En México, como en el cuento de Edmundo Valadés, “la muerte tiene permiso”. Y la patente de tan generalizada  necrofilia que se pavonea por todo el país, se la extendieron desde hace doce años la clase política y medios de comunicación que han hecho de la aterradora nota roja la visión de un paisaje costumbrista, anulando en las nuevas generaciones la capacidad de asombro ante la inseguridad y violencia, como también el sentido de la  reflexión para entender el  encubierto estado de guerra interna que tiene su origen en la peor crisis económica, política y social de las últimas décadas.

En dos sexenios, el combate al crimen organizado suma 234 mil 996 homicidios, al grado de que en 2016, organismos internacionales especializados en el tema de la violencia como el Instituto Internacional de Estudios Estratégicos de Gran Bretaña, declararon a México como el país más letal del mundo solo detrás de Siria. Se calculan en 300 mil los  desplazados y en más de 100 mil los desaparecidos, pero ninguna autoridad hace algo realmente para atacar de raíz el problema, cuyas aristas tocan los puntos neurálgicos del poder político y económico.

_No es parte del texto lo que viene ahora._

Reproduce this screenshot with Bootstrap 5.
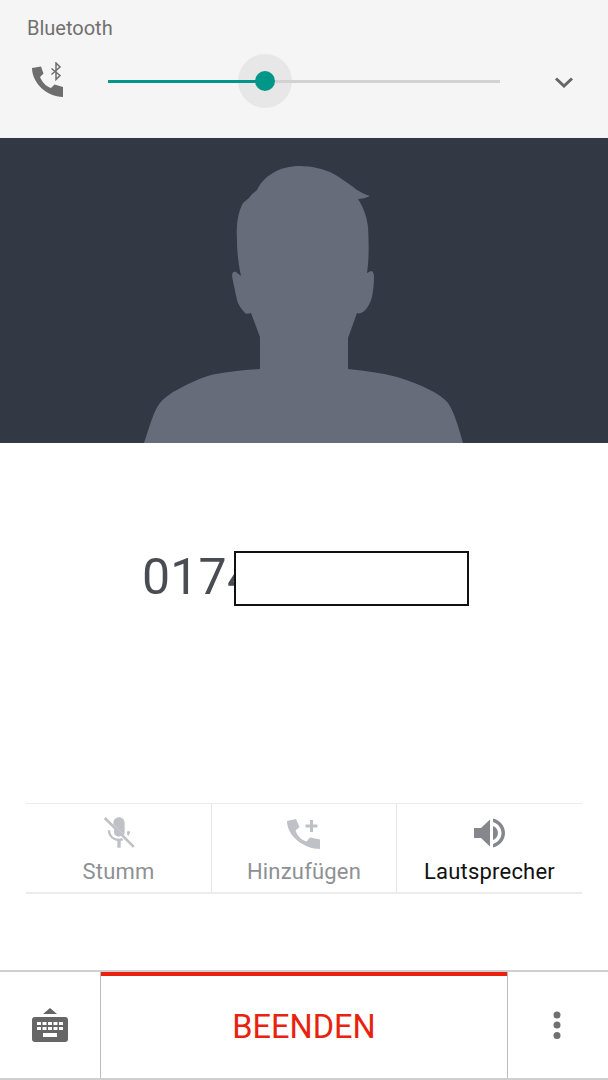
<!DOCTYPE html>
<html lang="de">
<head>
    <meta charset="UTF-8">
    <meta name="viewport" content="width=device-width, initial-scale=1.0">
    <title>Anruf</title>
    <link href="https://cdn.jsdelivr.net/npm/bootstrap@5.3.2/dist/css/bootstrap.min.css" rel="stylesheet">
    <style>
        body { width: 608px; height: 1080px; overflow: hidden; background: #fff; font-family: Roboto, "Liberation Sans", sans-serif; }
        .audio-panel { height: 138px; background: #f5f5f5; border-bottom: 1px solid #f0f2f3; padding: 17px 0 0 27px; }
        .audio-label { font-size: 20px; line-height: 22px; color: #707070; }
        .audio-row { height: 60px; margin-top: 12px; }
        .phone-bt { width: 38px; height: 38px; margin-left: 2px; }
        .slider-box { position: relative; width: 392px; height: 3px; margin-left: 41px; }
        .slider-track { position: relative; height: 3px; background: #d2d2d2; }
        .slider-fill { height: 3px; background: #009688; }
        .slider-halo { position: absolute; left: 130px; top: -26px; width: 54px; height: 54px; border-radius: 50%; background: #e7e7e7; }
        .slider-thumb { position: absolute; left: 147px; top: -9px; width: 20px; height: 20px; border-radius: 50%; background: #009688; }
        .chevron { width: 20px; height: 14px; margin-left: 54px; }
        .photo { display: block; width: 608px; height: 305px; }
        .number-area { height: 360px; padding-left: 142px; padding-top: 103px; }
        .number-wrap { position: relative; }
        .number-text { font-size: 50px; line-height: 62px; font-weight: 400; color: #4a4c53; letter-spacing: .2px; }
        .redact { position: absolute; left: 92px; top: 5px; width: 235px; height: 55px; background: #fff; border: 2px solid #111; }
        .actions { margin: 0 26px; height: 91px; border-top: 1px solid #e9e9e9; border-bottom: 2px solid #ececec; }
        .action-cell { height: 100%; padding-top: 11px; font-size: 22px; line-height: 24px; color: #8e9095; letter-spacing: .2px; }
        .action-cell + .action-cell { border-left: 1px solid #e6e6e6; }
        .action-cell.on { color: #111; }
        .action-cell svg { display: block; width: 36px; height: 36px; margin-bottom: 9px; }
        .call-bar { margin-top: 76px; height: 110px; border-top: 2px solid #cfcfcf; border-bottom: 2px solid #cfcfcf; }
        .side-left { width: 101px; border-right: 1px solid #bcbcbc; }
        .side-right { flex: 1; border-left: 1px solid #bcbcbc; }
        .end-call { width: 406px; border-top: 4px solid #e8220e; font-size: 32.500px; color: #e8220e; }
        .side-left svg { width: 40px; height: 40px; }
        .side-right svg { width: 10px; height: 30px; margin-right: 2px; }
    </style>
</head>
<body>
    <div class="audio-panel">
        <div class="audio-label">Bluetooth</div>
        <div class="audio-row d-flex align-items-center">
            <svg class="phone-bt flex-shrink-0" viewBox="0 0 38 38">
                <path fill="#6e6e6e" d="M3 6 L12 4.500 L14.500 11.500 L11 15 C13 20 17 24.500 22 26 L25.500 22.500 L34 25 L34 35 C18 35 3 21 3 6 Z"/>
                <path fill="none" stroke="#6e6e6e" stroke-width="1.500" d="M22.500 6.500 L31 13.500 L27 17.500 L27 1 L31 5 L22.500 12.500"/>
            </svg>
            <div class="slider-box flex-shrink-0">
                <div class="slider-halo"></div>
                <div class="slider-track">
                    <div class="slider-fill" style="width: 156px"></div>
                </div>
                <div class="slider-thumb"></div>
            </div>
            <svg class="chevron flex-shrink-0" viewBox="0 0 20 14">
                <path fill="none" stroke="#666" stroke-width="3" d="M2 4.500 L10 12 L18 4.500"/>
            </svg>
        </div>
    </div>

    <svg class="photo" viewBox="0 138 608 305">
        <rect x="0" y="138" width="608" height="305" fill="#333845"/>
        <path fill="#676c7a" d="M144 443 C150 425 154 410 160 403 C164 398 169 395 173 392 C186 385 199 378 213 374.500 C228 371.500 245 370 260 369 L260 337 L251 313 C248 314 246 314 245 313 C241 309 238 304 237 300 C235 290 233 282 232 276 C232 272 234 271 236 272 L241 276 C238 262 237 250 237 240 C236 225 238 212 243 203 L249 198 C252 193 255 192 257 190 C262 180 268 176 273 173 C281 168 290 166 300 166 C312 166 322 169 330 172 C340 177 349 184 357 190 C362 193 366 195 370 196 C366 198 362 199 358 199 C364 208 367 218 368 227 C369 245 369 260 367 273 L371 271 C373 271 374 274 374 277 C374 285 373 291 372 297 C370 304 367 309 363 312 C361 313 359 314 357 313 L348 338 L348 369 C366 371 382 373 397 377 C410 381 421 385 430 390 C438 394 444 398 448 403 C454 412 458 425 463 443 Z"/>
    </svg>

    <div class="number-area">
        <div class="number-wrap">
            <span class="number-text">0174</span>
            <div class="redact"></div>
        </div>
    </div>

    <div class="actions d-flex">
        <div class="action-cell d-flex flex-column align-items-center" style="width: 185px">
            <svg viewBox="2 2 32 32" fill="#c0c1c6">
                <path d="M13 9 C13 6 15.500 4 18 4 C20.500 4 23 6 23 9 L23 17 C23 18 22.800 19 22.400 20 L13 10.500 Z"/>
                <path d="M14 14 L20 20 C19 21 18.500 21.200 18 21.200 C15.500 21.200 13.500 19 13.500 17 Z"/>
                <path d="M8 15.500 L10.200 15.500 C10.200 19.500 13 23 18 23 C18.800 23 19.600 22.900 20.400 22.500 L22 24.200 C21 24.700 20 25 19.500 25 L19.500 31 L16.500 31 L16.500 25 C12 24.500 8 20.500 8 15.500 Z M25.200 16.500 L28 16.500 C27.800 18 27.300 19.500 26.500 20.500 L25 19 C25.200 18.500 25.200 17.500 25.200 16.500 Z"/>
                <path d="M4.500 5.500 L6.200 3.800 L32 29.500 L30.300 31.200 Z"/>
            </svg>
            Stumm
        </div>
        <div class="action-cell d-flex flex-column align-items-center" style="width: 185px">
            <svg viewBox="0 0 36 36" fill="#c0c1c6">
                <path d="M1 6 L10 4 L13.500 12 L9.500 15.500 C11 20.500 15 25 20.500 26.500 L24 22.500 L34 24.500 L34 34 C18 34 1 21 1 6 Z"/>
                <path d="M24 5 L27 5 L27 9.500 L31.500 9.500 L31.500 12.500 L27 12.500 L27 17 L24 17 L24 12.500 L19.500 12.500 L19.500 9.500 L24 9.500 Z"/>
            </svg>
            Hinzufügen
        </div>
        <div class="action-cell on d-flex flex-column align-items-center flex-fill">
            <svg viewBox="0 0 36 36" fill="#85878c">
                <path d="M2 13 L9 13 L18 4.500 L18 31.500 L9 23 L2 23 Z"/>
                <path d="M21 11 C24 12 26 15 26 18 C26 21 24 24 21 25 Z"/>
                <path d="M21 3.500 C28 5 33 11 33 18 C33 25 28 31 21 32.500 L21 29 C26 27.500 29.500 23 29.500 18 C29.500 13 26 8.500 21 7 Z"/>
            </svg>
            Lautsprecher
        </div>
    </div>

    <div class="call-bar d-flex">
        <div class="side-left d-flex justify-content-center align-items-center">
            <svg viewBox="0 0 40 40">
                <path fill="#666" d="M13 9 L20 3 L27 9 Z"/>
                <rect x="2" y="12" width="36" height="25" rx="3" fill="#666"/>
                <g fill="#fff">
                    <rect x="7" y="17" width="4" height="3"/><rect x="12.500" y="17" width="4" height="3"/><rect x="18" y="17" width="4" height="3"/><rect x="23.500" y="17" width="4" height="3"/><rect x="29" y="17" width="4" height="3"/>
                    <rect x="7" y="22" width="4" height="3"/><rect x="12.500" y="22" width="4" height="3"/><rect x="18" y="22" width="4" height="3"/><rect x="23.500" y="22" width="4" height="3"/><rect x="29" y="22" width="4" height="3"/>
                    <rect x="13" y="28" width="14" height="4"/>
                </g>
            </svg>
        </div>
        <div class="end-call d-flex justify-content-center align-items-center">BEENDEN</div>
        <div class="side-right d-flex justify-content-center align-items-center">
            <svg viewBox="0 0 10 30" fill="#707070">
                <circle cx="5" cy="5" r="3.500"/><circle cx="5" cy="15" r="3.500"/><circle cx="5" cy="25.500" r="3.500"/>
            </svg>
        </div>
    </div>

    <script src="https://cdn.jsdelivr.net/npm/bootstrap@5.3.2/dist/js/bootstrap.bundle.min.js"></script>
</body>
</html>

Todo apunta a que el objetivo de tan desatinada estrategia es que los mexicanos vean como algo común los crímenes  de obreros, indígenas y campesinos, lo mismo que de periodistas y hasta políticos; en el actual proceso electoral han sido asesinados más de 100 candidatos  de todos los partidos. Estados como Guerrero, Michoacán y Oaxaca han mostrado que la narcopolítica no es un tema de  ficción sino una vergonzosa realidad.

Especialistas en el tema, como Edgardo Buscaglia, señalan que el 70 por ciento de los municipios del país se encuentran bajo el control de grupos delincuenciales y de nada han  servido los recursos públicos de un   billón 138 mil 838 millones de pesos, gastados por el Estado en el periodo 2006-2016, para sufragar  la fallida guerra al narco.

Vale el cuestionamiento: ¿Estamos o no en guerra? Y seguramente la respuesta de autoridades y medios será que no, aunque a la vista de millones de mexicanos en todo el país, marinos y militares recorran las calles con vehículos artillados, como única forma de contención a los poderosos cárteles y sus células que se han adueñado de regiones enteras y pelean el control de las plazas en las principales ciudades de los estados.

Ha llegado el momento de replantear  las tácticas y métodos para enfrentar a la delincuencia organizada y preguntar a la clase política si no habría sido mejor utilizar ese billón de pesos en impulsar proyectos productivos en las comunidades indígenas y campesinas, lo mismo que cooperativas de artesanos y trabajadores; o acaso también, en equipar mejor los hospitales del IMSS y de las zonas rurales, dotándolos de más médicos y medicinas.

Es evidente que en tanto  no se dé   un cambio de rumbo al modelo económico que garantice un  reparto de la riqueza más equitativo  y un mejor nivel de vida para millones de mexicanos, los cárteles seguirán contando con ejército de hombres y jóvenes empobrecidos, dispuestos a engrosar las filas de la delincuencia organizada donde terminarán como muchos otros miles, con un tiro en la cabeza, decapitados o desmembrados, porque hasta la fecha, la muerte en México, “tiene permiso”.